_EXERCISE DESCRIPTION_.
Return each line of the records holding the string "this".
#####
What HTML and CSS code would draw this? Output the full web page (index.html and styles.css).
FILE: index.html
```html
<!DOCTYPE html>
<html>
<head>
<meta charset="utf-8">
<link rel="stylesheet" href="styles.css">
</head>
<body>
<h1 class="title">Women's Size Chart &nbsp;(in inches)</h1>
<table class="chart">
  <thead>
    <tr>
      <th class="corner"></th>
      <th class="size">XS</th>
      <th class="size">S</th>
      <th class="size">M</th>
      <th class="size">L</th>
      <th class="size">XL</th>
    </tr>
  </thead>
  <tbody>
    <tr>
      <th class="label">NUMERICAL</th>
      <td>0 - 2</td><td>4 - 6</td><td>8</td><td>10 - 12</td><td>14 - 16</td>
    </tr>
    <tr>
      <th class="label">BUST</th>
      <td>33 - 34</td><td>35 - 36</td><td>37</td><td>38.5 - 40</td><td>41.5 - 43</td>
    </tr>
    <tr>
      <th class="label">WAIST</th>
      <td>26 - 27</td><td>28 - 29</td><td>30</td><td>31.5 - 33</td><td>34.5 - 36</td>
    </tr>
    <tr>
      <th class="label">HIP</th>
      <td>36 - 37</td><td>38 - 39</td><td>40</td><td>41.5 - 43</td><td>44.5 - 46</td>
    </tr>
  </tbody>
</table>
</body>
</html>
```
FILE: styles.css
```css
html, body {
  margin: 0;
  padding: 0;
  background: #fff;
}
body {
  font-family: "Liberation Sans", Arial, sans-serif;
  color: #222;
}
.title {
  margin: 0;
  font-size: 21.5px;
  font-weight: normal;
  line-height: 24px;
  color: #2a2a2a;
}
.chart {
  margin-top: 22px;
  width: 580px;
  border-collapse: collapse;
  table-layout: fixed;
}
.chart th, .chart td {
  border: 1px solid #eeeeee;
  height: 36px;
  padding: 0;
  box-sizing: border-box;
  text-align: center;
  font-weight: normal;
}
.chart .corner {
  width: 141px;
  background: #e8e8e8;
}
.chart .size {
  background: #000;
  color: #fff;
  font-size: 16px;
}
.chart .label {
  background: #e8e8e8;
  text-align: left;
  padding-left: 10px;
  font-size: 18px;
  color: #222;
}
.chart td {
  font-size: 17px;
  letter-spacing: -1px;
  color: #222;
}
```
#####
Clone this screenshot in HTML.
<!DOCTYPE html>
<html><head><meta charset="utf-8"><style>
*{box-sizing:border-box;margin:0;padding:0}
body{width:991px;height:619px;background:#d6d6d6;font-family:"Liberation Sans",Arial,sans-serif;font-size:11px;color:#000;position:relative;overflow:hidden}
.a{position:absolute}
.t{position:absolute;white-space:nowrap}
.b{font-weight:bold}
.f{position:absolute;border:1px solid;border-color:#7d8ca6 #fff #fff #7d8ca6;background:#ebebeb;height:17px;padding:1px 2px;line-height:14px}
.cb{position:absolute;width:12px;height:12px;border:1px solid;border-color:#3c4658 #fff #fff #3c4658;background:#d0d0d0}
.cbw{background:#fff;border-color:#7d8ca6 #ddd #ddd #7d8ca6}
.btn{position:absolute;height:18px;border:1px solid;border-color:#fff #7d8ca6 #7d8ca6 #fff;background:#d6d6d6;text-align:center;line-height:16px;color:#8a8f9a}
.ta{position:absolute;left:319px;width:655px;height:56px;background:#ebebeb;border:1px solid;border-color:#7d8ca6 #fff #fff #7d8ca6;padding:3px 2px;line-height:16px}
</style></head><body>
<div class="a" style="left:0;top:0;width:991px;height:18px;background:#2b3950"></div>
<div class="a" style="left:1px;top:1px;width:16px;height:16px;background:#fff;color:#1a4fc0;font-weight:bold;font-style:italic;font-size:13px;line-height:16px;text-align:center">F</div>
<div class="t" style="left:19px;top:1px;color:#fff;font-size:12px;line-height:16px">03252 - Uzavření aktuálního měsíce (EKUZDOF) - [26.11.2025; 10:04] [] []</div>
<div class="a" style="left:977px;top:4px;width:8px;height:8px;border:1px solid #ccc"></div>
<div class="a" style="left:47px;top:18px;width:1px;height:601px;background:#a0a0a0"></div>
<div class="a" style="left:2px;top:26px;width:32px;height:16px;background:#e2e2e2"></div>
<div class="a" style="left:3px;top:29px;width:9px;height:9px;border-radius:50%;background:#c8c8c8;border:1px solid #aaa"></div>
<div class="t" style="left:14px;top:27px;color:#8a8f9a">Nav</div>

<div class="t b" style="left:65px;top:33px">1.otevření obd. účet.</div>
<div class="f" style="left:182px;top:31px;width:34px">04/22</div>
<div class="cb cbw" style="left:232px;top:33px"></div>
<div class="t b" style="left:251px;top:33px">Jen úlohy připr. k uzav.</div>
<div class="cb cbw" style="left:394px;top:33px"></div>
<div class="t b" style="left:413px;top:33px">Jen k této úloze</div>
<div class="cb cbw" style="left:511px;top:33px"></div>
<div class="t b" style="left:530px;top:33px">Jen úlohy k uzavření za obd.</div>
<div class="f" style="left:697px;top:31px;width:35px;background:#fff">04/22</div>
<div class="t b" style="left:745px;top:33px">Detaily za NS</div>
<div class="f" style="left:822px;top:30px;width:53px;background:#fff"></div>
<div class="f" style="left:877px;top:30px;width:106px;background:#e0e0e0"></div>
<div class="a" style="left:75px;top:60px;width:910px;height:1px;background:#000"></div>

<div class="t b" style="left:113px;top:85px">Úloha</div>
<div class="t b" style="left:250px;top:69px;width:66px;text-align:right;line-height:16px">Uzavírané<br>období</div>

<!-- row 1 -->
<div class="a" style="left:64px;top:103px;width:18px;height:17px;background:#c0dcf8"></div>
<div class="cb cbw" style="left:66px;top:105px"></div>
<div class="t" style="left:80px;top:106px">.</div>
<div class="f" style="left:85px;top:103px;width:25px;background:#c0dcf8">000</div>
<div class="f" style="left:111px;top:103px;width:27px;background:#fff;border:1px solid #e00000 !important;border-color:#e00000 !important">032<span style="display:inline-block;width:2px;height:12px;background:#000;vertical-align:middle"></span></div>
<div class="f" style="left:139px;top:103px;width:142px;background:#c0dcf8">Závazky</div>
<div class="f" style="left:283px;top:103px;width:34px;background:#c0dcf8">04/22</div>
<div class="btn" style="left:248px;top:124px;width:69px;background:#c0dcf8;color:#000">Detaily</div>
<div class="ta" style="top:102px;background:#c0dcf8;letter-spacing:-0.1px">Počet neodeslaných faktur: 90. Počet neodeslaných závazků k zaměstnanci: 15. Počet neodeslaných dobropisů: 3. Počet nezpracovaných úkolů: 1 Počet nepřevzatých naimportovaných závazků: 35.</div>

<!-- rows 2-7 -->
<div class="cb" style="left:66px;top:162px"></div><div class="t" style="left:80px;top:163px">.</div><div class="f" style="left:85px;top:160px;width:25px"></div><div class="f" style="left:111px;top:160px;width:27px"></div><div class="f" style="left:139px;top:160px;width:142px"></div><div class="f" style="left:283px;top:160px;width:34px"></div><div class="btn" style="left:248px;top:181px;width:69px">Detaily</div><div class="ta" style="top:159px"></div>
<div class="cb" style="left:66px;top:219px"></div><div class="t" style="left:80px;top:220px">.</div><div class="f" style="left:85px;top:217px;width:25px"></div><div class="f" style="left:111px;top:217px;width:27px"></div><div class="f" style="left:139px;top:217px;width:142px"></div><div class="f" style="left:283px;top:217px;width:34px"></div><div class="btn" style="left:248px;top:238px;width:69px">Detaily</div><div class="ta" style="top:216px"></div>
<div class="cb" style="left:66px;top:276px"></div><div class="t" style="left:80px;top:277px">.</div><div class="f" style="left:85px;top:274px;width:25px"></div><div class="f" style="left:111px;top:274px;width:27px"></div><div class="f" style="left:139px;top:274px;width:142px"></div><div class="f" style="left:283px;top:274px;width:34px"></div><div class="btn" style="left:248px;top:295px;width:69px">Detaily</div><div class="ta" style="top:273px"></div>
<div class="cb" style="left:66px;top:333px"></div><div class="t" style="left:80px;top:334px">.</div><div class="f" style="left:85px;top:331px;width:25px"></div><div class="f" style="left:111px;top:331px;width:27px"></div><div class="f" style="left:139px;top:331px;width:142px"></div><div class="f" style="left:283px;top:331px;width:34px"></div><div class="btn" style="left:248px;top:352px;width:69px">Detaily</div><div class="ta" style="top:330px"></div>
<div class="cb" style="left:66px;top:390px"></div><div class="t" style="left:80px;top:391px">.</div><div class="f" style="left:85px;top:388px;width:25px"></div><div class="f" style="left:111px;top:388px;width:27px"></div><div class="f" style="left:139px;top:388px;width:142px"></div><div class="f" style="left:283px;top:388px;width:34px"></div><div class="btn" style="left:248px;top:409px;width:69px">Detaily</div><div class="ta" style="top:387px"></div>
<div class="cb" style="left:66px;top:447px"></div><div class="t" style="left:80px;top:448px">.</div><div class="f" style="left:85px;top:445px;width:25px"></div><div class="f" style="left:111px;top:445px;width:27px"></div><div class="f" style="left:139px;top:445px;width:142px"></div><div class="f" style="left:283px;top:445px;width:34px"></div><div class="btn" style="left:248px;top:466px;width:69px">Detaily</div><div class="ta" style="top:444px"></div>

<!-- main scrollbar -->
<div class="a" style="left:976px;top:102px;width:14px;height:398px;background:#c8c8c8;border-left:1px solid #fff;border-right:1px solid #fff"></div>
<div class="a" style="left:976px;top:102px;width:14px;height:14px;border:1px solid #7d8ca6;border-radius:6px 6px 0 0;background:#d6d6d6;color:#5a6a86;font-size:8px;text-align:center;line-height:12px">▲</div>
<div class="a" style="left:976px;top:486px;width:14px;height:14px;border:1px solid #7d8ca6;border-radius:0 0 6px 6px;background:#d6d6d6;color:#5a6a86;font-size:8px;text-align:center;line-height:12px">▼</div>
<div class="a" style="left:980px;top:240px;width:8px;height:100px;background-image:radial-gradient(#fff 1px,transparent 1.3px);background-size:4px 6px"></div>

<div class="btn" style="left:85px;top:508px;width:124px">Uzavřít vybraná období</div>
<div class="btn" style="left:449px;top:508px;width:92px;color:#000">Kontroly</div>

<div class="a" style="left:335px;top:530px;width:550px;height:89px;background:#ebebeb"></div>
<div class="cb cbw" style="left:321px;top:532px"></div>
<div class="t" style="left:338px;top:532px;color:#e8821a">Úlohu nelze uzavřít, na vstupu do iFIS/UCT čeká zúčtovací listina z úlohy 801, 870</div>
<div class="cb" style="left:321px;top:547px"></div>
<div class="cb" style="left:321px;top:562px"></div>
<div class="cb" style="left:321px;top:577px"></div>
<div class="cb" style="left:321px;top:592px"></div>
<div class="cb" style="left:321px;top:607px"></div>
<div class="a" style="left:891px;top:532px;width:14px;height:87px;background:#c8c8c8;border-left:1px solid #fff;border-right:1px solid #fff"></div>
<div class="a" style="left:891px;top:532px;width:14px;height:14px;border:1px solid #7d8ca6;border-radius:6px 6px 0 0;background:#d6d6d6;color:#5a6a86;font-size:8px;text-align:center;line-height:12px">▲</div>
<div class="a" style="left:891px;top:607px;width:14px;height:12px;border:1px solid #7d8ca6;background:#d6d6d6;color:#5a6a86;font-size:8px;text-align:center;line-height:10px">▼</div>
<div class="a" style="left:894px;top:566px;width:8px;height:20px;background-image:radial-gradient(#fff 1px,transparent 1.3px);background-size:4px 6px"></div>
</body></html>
#####
_FINAL RESULT_.
What HTML and CSS code would draw this? Output the full web page (index.html and styles.css).
Clone this screenshot in HTML.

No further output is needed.